* **The problem**
Starting at the first line of the data below, retype every line up to and including the one containing "import React from".

* **Given material**

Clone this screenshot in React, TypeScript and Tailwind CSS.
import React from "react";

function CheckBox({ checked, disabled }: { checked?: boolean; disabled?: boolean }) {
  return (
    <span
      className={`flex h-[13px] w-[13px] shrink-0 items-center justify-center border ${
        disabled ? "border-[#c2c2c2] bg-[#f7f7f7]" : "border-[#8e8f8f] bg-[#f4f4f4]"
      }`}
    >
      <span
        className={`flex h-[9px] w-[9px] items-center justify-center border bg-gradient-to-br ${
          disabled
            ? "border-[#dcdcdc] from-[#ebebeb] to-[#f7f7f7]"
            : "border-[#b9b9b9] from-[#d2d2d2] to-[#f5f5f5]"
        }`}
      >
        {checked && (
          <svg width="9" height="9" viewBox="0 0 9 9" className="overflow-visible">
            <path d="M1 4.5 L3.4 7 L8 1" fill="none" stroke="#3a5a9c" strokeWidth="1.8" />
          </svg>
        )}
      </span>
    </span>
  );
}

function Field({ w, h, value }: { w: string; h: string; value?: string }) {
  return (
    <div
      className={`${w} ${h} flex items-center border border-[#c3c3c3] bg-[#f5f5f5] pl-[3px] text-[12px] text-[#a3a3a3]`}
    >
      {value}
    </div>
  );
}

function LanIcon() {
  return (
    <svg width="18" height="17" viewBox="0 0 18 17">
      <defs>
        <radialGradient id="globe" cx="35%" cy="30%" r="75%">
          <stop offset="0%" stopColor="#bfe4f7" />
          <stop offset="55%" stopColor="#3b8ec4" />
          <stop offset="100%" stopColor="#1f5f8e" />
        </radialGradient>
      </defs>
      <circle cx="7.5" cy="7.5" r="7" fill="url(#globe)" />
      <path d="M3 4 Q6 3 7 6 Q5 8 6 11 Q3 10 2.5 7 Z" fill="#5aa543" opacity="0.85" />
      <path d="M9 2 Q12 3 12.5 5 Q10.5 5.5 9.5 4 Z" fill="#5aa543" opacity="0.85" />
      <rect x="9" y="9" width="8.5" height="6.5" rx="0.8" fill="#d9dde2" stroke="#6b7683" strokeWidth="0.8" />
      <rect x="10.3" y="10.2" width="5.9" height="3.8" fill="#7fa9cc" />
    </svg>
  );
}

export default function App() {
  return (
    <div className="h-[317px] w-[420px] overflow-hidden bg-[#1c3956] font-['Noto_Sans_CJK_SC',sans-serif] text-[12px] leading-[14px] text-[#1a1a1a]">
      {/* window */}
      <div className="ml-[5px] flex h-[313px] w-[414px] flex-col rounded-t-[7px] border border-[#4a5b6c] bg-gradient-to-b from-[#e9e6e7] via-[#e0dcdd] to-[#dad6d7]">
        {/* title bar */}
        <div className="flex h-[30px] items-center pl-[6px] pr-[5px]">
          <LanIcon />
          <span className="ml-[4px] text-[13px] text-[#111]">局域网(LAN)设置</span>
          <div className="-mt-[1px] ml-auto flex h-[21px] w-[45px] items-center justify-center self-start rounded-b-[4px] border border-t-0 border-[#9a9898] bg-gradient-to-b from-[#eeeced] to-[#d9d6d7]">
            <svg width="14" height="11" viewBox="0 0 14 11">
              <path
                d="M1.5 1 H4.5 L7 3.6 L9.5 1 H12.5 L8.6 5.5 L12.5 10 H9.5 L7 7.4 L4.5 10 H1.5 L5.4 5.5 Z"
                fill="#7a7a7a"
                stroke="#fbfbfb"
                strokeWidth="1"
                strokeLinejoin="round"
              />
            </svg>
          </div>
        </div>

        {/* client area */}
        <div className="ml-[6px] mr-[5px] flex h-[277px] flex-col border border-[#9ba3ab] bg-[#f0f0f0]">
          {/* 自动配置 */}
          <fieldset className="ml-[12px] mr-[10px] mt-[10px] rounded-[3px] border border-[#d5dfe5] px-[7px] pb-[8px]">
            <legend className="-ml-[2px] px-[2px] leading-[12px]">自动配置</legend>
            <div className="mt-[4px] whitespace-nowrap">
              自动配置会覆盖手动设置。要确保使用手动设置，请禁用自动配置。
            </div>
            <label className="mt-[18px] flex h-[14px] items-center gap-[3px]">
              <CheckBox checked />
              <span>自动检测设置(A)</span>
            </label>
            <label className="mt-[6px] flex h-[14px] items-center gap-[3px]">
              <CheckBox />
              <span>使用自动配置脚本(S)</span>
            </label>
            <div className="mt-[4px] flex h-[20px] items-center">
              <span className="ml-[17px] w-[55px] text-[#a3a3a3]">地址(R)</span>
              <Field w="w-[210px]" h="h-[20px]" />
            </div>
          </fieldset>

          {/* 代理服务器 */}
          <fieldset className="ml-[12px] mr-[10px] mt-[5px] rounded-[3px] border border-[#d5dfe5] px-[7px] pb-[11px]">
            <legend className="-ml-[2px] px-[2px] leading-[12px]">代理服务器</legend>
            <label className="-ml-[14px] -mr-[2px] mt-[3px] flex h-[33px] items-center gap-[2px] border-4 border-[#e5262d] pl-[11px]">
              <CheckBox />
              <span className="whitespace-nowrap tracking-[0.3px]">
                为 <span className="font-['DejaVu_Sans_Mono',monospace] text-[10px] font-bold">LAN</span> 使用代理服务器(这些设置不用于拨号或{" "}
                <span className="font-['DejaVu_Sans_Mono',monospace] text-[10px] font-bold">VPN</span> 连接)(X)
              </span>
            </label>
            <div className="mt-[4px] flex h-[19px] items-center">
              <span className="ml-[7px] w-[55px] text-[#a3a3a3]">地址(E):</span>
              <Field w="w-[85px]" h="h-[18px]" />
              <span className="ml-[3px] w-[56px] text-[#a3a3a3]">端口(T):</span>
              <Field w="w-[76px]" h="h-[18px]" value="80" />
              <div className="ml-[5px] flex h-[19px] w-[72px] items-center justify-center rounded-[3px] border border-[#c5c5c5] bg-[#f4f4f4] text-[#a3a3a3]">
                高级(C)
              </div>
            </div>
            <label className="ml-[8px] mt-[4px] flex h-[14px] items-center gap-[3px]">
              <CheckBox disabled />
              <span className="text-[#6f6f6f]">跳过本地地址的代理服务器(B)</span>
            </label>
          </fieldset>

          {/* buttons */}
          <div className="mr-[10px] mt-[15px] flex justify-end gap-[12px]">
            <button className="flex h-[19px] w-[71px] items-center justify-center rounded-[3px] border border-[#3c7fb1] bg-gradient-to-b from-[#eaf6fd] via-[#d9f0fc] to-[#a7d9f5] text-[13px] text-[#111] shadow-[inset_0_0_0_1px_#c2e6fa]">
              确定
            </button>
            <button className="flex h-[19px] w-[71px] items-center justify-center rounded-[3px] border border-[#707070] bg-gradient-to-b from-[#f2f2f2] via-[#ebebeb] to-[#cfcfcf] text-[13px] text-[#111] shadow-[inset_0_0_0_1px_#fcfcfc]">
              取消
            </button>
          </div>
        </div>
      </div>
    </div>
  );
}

* **Worked answer**
Clone this screenshot in React, TypeScript and Tailwind CSS.
import React from "react";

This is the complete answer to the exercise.